# Easiest goat to take care of?



## myanjelicgirlz (Jul 19, 2011)

I am looking around on buying a goat since my doe recently died, and I was wondering, which type of common goat is easiest to take care of?


----------



## chelsboers (Mar 25, 2010)

Are you looking for a meat breed, dairy breed, or just a pet?


----------



## Burns Branch Boers (Apr 11, 2011)

I have only boers so I am most likely NOT the best person to recommend one that is easiest. But my boers are pretty hardy w/simple maintanance. 

I know I would not be able to commit to a milking schedule-so for me meat goats are easier than dairy. But if I had them time I think owning diary goats would be very rewarding.


----------



## myanjelicgirlz (Jul 19, 2011)

I am looking for a dairygoat/pet  I just don't want to lose another goat, but my dad insists that they are useful....AND I wont eat them! lol


----------



## SkyesRanch (Nov 11, 2010)

Nigerians are the best breed I have ever had. I have had a herd of boers before and I wasn't pleased. But that was just me. *You can feed 3 Nigerians for the price to feed 1 Boer/Standard dairy Goats*. Definitely something to consider. I also had a Lamancha pair to nurse orphan Boer babies, and while she was very docile and easy to work with, she also was putting me in the hole to feed her.


----------



## myanjelicgirlz (Jul 19, 2011)

thanks SkyesRanch! I think I will get the ND I am looking at: he's so cute!!


----------



## kid'n'kaboodle (Mar 5, 2011)

Pygmies are less expensive to feed and easy for children to handle. Pygmy bucks do not intimidate me, yet I have seen some full-sized breeds that I have been very apprehensive about.


----------



## Steve (Mar 12, 2011)

Kikos??? 

Its not on the list.The are not the most popular but are fairly easy to tend.

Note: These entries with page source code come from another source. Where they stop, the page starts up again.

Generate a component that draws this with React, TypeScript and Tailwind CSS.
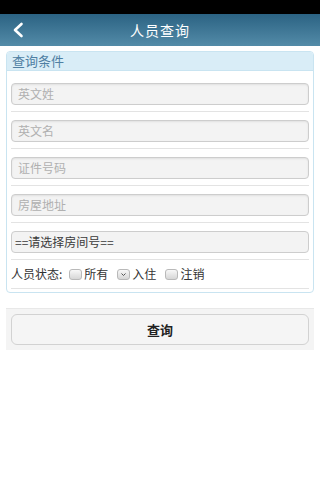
import React from "react";

const font = { fontFamily: '"Noto Sans CJK SC", "Noto Sans", sans-serif' };

function Field({ placeholder }: { placeholder: string }) {
  return (
    <>
      <div className="h-[22px] rounded-[4px] border border-[#cdcdcd] bg-[#f3f3f3] px-[6px] flex items-center text-[12px] text-[#b0b0b0] shadow-[inset_0_1px_2px_rgba(0,0,0,0.08)]">
        {placeholder}
      </div>
      <div className="mt-[6px] mb-[8px] h-px bg-[#e3e3e3]" />
    </>
  );
}

function Check({ mark }: { mark?: boolean }) {
  return (
    <span className="inline-flex h-[11px] w-[13px] items-center justify-center rounded-[3px] border border-[#b9b9b9] bg-gradient-to-b from-[#f8f8f8] to-[#d6d6d6]">
      {mark && (
        <svg width="7" height="5" viewBox="0 0 7 5">
          <path d="M1.5 1.5 L3.5 3.5 L5.5 1.5" fill="none" stroke="#555" strokeWidth="1" />
        </svg>
      )}
    </span>
  );
}

export default function App() {
  return (
    <div className="w-[320px] h-[480px] bg-white" style={font}>
      <div className="h-[14px] bg-black" />
      <div className="relative h-[32px] bg-gradient-to-b from-[#2b6383] to-[#538ba8] flex items-center justify-center">
        <svg className="absolute left-[12px] top-[8px]" width="12" height="16" viewBox="0 0 12 16">
          <path d="M9.5 2 L3 8 L9.5 14" fill="none" stroke="#fff" strokeWidth="2.6" strokeLinecap="round" strokeLinejoin="round" />
        </svg>
        <span className="text-[14px] text-white tracking-[1px]">人员查询</span>
      </div>

      <div className="mx-[6px] mt-[5px] rounded-[4px] border border-[#c9e4f1] overflow-hidden">
        <div className="h-[19px] bg-[#d9edf7] border-b border-[#c9e4f1] px-[5px] flex items-center text-[13px] text-[#4f7fa3]">
          查询条件
        </div>
        <div className="px-[4px] pt-[12px] pb-[3px]">
          <Field placeholder="英文姓" />
          <Field placeholder="英文名" />
          <Field placeholder="证件号码" />
          <Field placeholder="房屋地址" />
          <div className="h-[22px] rounded-[4px] border border-[#cdcdcd] bg-[#f3f3f3] px-[3px] flex items-center text-[12px] text-[#3a3a3a]">
            ==请选择房间号==
          </div>
          <div className="mt-[6px] h-px bg-[#e3e3e3]" />
          <div className="h-[28px] flex items-center text-[12px] text-[#333]">
            <span>人员状态:</span>
            <span className="ml-[7px] flex items-center gap-[2px]">
              <Check />
              <span>所有</span>
            </span>
            <span className="ml-[9px] flex items-center gap-[2px]">
              <Check mark />
              <span>入住</span>
            </span>
            <span className="ml-[9px] flex items-center gap-[2px]">
              <Check />
              <span>注销</span>
            </span>
          </div>
          <div className="h-px bg-[#e3e3e3]" />
        </div>
      </div>

      <div className="mx-[6px] mt-[15px] bg-[#f4f4f4] border-t border-[#e8e8e8] px-[5px] py-[5px]">
        <div className="h-[31px] rounded-[6px] border border-[#d2d2d2] bg-[#f5f5f5] flex items-center justify-center text-[13px] font-bold text-[#222]">
          查询
        </div>
      </div>
    </div>
  );
}
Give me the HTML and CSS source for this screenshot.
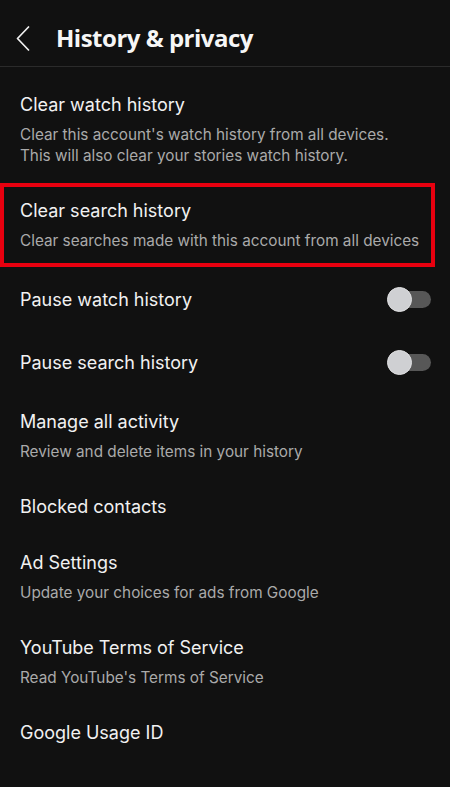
FILE: index.html
```
<!DOCTYPE html>
<html lang="en">
<head>
<meta charset="utf-8">
<title>History &amp; privacy</title>
<link rel="stylesheet" href="styles.css">
</head>
<body>
<header class="topbar">
  <svg class="back" width="14" height="25" viewBox="0 0 14 25" aria-hidden="true">
    <path d="M12.5 1 L1.5 12.5 L12.5 24" fill="none" stroke="#f1f1f1" stroke-width="1.7" stroke-linecap="round" stroke-linejoin="round"/>
  </svg>
  <h1 class="title">History &amp; privacy</h1>
</header>
<main class="list">
  <div class="row">
    <div class="row-title">Clear watch history</div>
    <div class="row-sub">Clear this account's watch history from all devices.<br>This will also clear your stories watch history.</div>
  </div>
  <div class="row highlighted">
    <div class="row-title">Clear search history</div>
    <div class="row-sub">Clear searches made with this account from all devices</div>
  </div>
  <div class="row toggle-row">
    <div class="row-title">Pause watch history</div>
    <span class="switch"><span class="knob"></span></span>
  </div>
  <div class="row toggle-row">
    <div class="row-title">Pause search history</div>
    <span class="switch"><span class="knob"></span></span>
  </div>
  <div class="row">
    <div class="row-title">Manage all activity</div>
    <div class="row-sub">Review and delete items in your history</div>
  </div>
  <div class="row">
    <div class="row-title">Blocked contacts</div>
  </div>
  <div class="row">
    <div class="row-title">Ad Settings</div>
    <div class="row-sub">Update your choices for ads from Google</div>
  </div>
  <div class="row">
    <div class="row-title">YouTube Terms of Service</div>
    <div class="row-sub">Read YouTube's Terms of Service</div>
  </div>
  <div class="row">
    <div class="row-title">Google Usage ID</div>
  </div>
</main>
</body>
</html>
```
FILE: styles.css
```
* { box-sizing: border-box; }
html, body {
  margin: 0;
  padding: 0;
  background: #111111;
}
body {
  width: 450px;
  height: 787px;
  overflow: hidden;
  font-family: Inter, "Liberation Sans", sans-serif;
  color: #f1f1f1;
}
.topbar {
  height: 67px;
  display: flex;
  align-items: center;
  padding: 10px 0 0 16px;
  border-bottom: 1px solid #2b2b2b;
}
.back {
  display: block;
}
.title {
  margin: 0 0 0 26px;
  font-family: "Open Sans", sans-serif;
  font-weight: 700;
  font-size: 24px;
  line-height: 30px;
  letter-spacing: -0.5px;
  color: #f6f6f6;
}
.list {
  padding-top: 10px;
}
.row {
  position: relative;
  padding: 17px 20px;
}
.row-title {
  font-size: 18px;
  line-height: 22px;
  color: #f1f1f1;
}
.row-sub {
  margin-top: 8px;
  font-size: 15.3px;
  line-height: 21px;
  color: #aaaaaa;
}
.highlighted::after {
  content: "";
  position: absolute;
  top: 0;
  bottom: 1px;
  left: 0;
  right: 15px;
  border: 4px solid #e8000f;
  pointer-events: none;
}
.toggle-row {
  height: 63px;
  padding-top: 0;
  padding-bottom: 0;
  display: flex;
  align-items: center;
  justify-content: space-between;
}
.switch {
  position: relative;
  width: 44px;
  height: 25px;
  display: flex;
  align-items: center;
  margin-right: -1px;
}
.switch::before {
  content: "";
  position: absolute;
  left: 6px;
  right: 0;
  top: 4px;
  height: 17px;
  border-radius: 9px;
  background: #575757;
}
.knob {
  position: relative;
  width: 25px;
  height: 25px;
  border-radius: 50%;
  background: #cfd0d3;
  border: 1px solid #e0e0e2;
}
```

I see your wanting a dairy breed,i only have one alpine and she is a pretty easy keeper.I know there are others with alpine here who could give you more opinions.


----------



## PznIvyFarm (Jul 25, 2010)

myanjelicgirlz said:


> I am looking for a dairygoat/pet  I just don't want to lose another goat, but my dad insists that they are useful....AND I wont eat them! lol


I vote for Nigerian. They are just as personable as a full-size goat but cheaper to feed (since you can't get just one, i'm going to agree with the person who said you can feed 3 for the cost of one full-size goat)

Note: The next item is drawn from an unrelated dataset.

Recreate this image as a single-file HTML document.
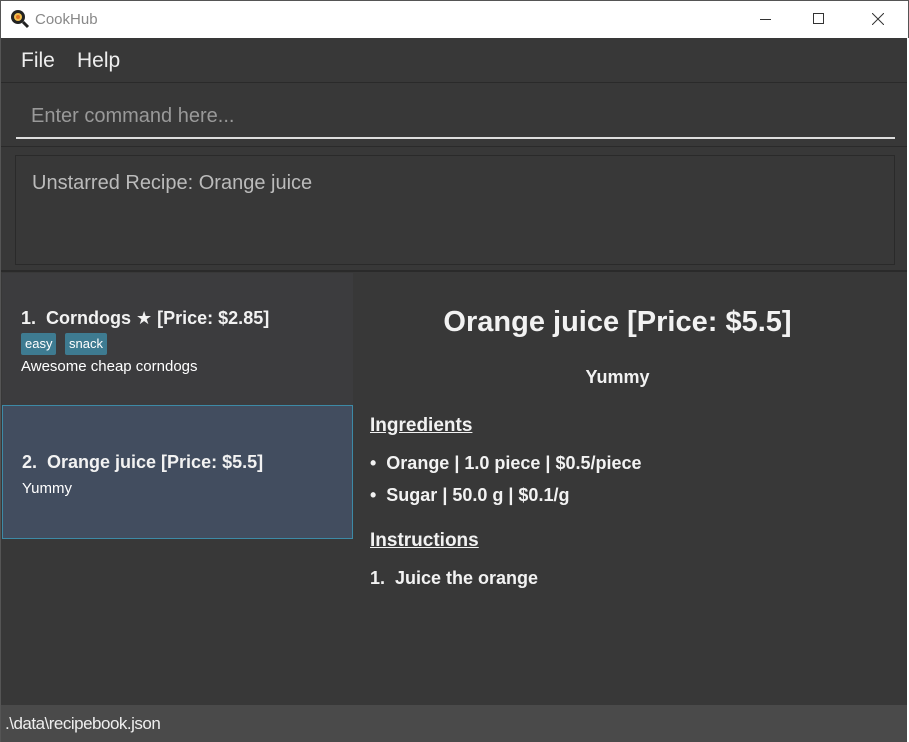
<!DOCTYPE html>
<html><head><style>
*{margin:0;padding:0;box-sizing:border-box}
body{width:909px;height:742px;background:#fff;font-family:"Liberation Sans","DejaVu Sans",sans-serif;position:relative;overflow:hidden}
.abs{position:absolute}
.t{color:#f2f2f2;font-weight:bold}
</style></head><body>
<div class="abs" style="left:0;top:0;width:909px;height:38px;background:#fff;border:1px solid #555;border-bottom:none"></div>
<svg class="abs" style="left:10px;top:9px" width="20" height="20"><circle cx="8" cy="8" r="7" fill="#222"/><circle cx="8" cy="8" r="4" fill="#f0c050"/><circle cx="8" cy="8" r="2" fill="#e07020"/><line x1="13" y1="13" x2="18" y2="18" stroke="#222" stroke-width="3"/></svg>
<div class="abs" style="left:35px;top:11px;font-size:15px;color:#888">CookHub</div>
<div class="abs" style="left:760px;top:19px;width:11px;height:1px;background:#333"></div>
<div class="abs" style="left:813px;top:13px;width:11px;height:11px;border:1px solid #333"></div>
<svg class="abs" style="left:872px;top:13px" width="12" height="12"><path d="M0 0L12 12M12 0L0 12" stroke="#333" stroke-width="1"/></svg>
<div class="abs" style="left:0;top:38px;width:907px;height:704px;background:#383838;border-left:1px solid #555"></div>
<div class="abs" style="left:21px;top:49px;font-size:21px;color:#eee">File</div>
<div class="abs" style="left:77px;top:49px;font-size:21px;color:#eee">Help</div>
<div class="abs" style="left:1px;top:82px;width:906px;height:1px;background:#2a2a2a"></div>
<div class="abs" style="left:31px;top:105px;font-size:20px;color:#999">Enter command here...</div>
<div class="abs" style="left:16px;top:137px;width:879px;height:2px;background:#ddd"></div>
<div class="abs" style="left:1px;top:146px;width:906px;height:1px;background:#2a2a2a"></div>
<div class="abs" style="left:15px;top:155px;width:880px;height:110px;border:1px solid #2a2a2a"></div>
<div class="abs" style="left:32px;top:172px;font-size:20px;color:#bbb">Unstarred Recipe: Orange juice</div>
<div class="abs" style="left:1px;top:270px;width:906px;height:2px;background:#2a2a2a"></div>
<div class="abs" style="left:2px;top:273px;width:352px;height:432px;background:#383838"></div>
<div class="abs" style="left:2px;top:273px;width:351px;height:132px;background:#3c3c3e"></div>
<div class="abs t" style="left:21px;top:308px;font-size:18px">1.&nbsp; Corndogs ★ [Price: $2.85]</div>
<div class="abs" style="left:21px;top:333px;height:22px;padding:3px 4px;background:#3e7b91;color:#fff;font-size:13px;border-radius:2px">easy</div>
<div class="abs" style="left:65px;top:333px;height:22px;padding:3px 4px;background:#3e7b91;color:#fff;font-size:13px;border-radius:2px">snack</div>
<div class="abs" style="left:21px;top:358px;font-size:15px;color:#fff">Awesome cheap corndogs</div>
<div class="abs" style="left:2px;top:405px;width:351px;height:134px;background:#424d5f;border:1px solid #3d8aa6"></div>
<div class="abs t" style="left:22px;top:452px;font-size:18px">2.&nbsp; Orange juice [Price: $5.5]</div>
<div class="abs" style="left:22px;top:480px;font-size:15px;color:#fff">Yummy</div>
<div class="abs t" style="left:354px;top:306px;width:527px;text-align:center;font-size:29px">Orange juice [Price: $5.5]</div>
<div class="abs t" style="left:354px;top:367px;width:527px;text-align:center;font-size:18px">Yummy</div>
<div class="abs t" style="left:370px;top:415px;font-size:19px;text-decoration:underline">Ingredients</div>
<div class="abs t" style="left:370px;top:453px;font-size:18px">•&nbsp; Orange | 1.0 piece | $0.5/piece</div>
<div class="abs t" style="left:370px;top:485px;font-size:18px">•&nbsp; Sugar | 50.0 g | $0.1/g</div>
<div class="abs t" style="left:370px;top:530px;font-size:19px;text-decoration:underline">Instructions</div>
<div class="abs t" style="left:370px;top:568px;font-size:18px">1.&nbsp; Juice the orange</div>
<div class="abs" style="left:1px;top:705px;width:906px;height:37px;background:#4a4a4a"></div>
<div class="abs" style="left:5px;top:714px;font-size:17px;color:#eee;letter-spacing:-0.5px">.\data\recipebook.json</div>
</body></html>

Personally I would get does just in case you decide in the future you'd like to milk. I know alot of people like wethers for pets (thank goodness, b/c i need someplace to sell them all) but I prefer does


----------



## SkyesRanch (Nov 11, 2010)

I think Nigerians definitely won this poll. :greengrin:


----------



## DavyHollow (Jul 14, 2011)

As much as I love my two ND girls, I must say Alpines are my favorite breed. Every Alpine I've ever met has been friendly, intelligent, and incredibly docile and willing to please. My current girl does eat more than the NDs, but soon she'll be dried off and will be eating much less. Don't get me wrong, NDs are great, but there's nothing quite like receiving a surprise kiss from the big girl when my day has been down. Plus milking her is a heck of a lot easier than the NDs.


----------



## firelight27 (Apr 25, 2009)

I vote Nigerian as well, but I am super biased. I think from a care perspective, they require less feed simply due to size and can be easier to handle for the same reason. On the other hand, they can squeeze through smaller holes than big goats so require more secure fencing than a standard breed. I've heard Lamanchas are great. One day I shall have one!


----------



## packhillboers (Feb 2, 2011)

The little Nigerian Dwarfs are the cutest and most personal goats I have ever been around. A Boer can be personal and can be a nice pet but the ND is the more pet efficient goat. It is why we sold ours actually. They were so personal that they were not happy being ignored and I only had two of them. I took them on walks every day and they still couldnt get to where they were content being left alone. In a herd, they would perhaps be more content. I didnt have the time to give them and they were so jealous of my attention with the dog. Our Boers are happy with me being around them but are surviving fine without constant attention because they have a herd.


----------



## packhillboers (Feb 2, 2011)

Oops sorry I didnt see the part about the dairy goat. Uh.. NDs as dairy milkers? I have no clue if they earn their keep in that area but will say that they are the cutest funnest pets and are quite trainable to do tricks if that could be considered as part of earning their keep.


----------



## myanjelicgirlz (Jul 19, 2011)

sweet! thanks! we don't need much milk.... my dad just wants it for cheese!
and tricks??? AWESOME!!!!


----------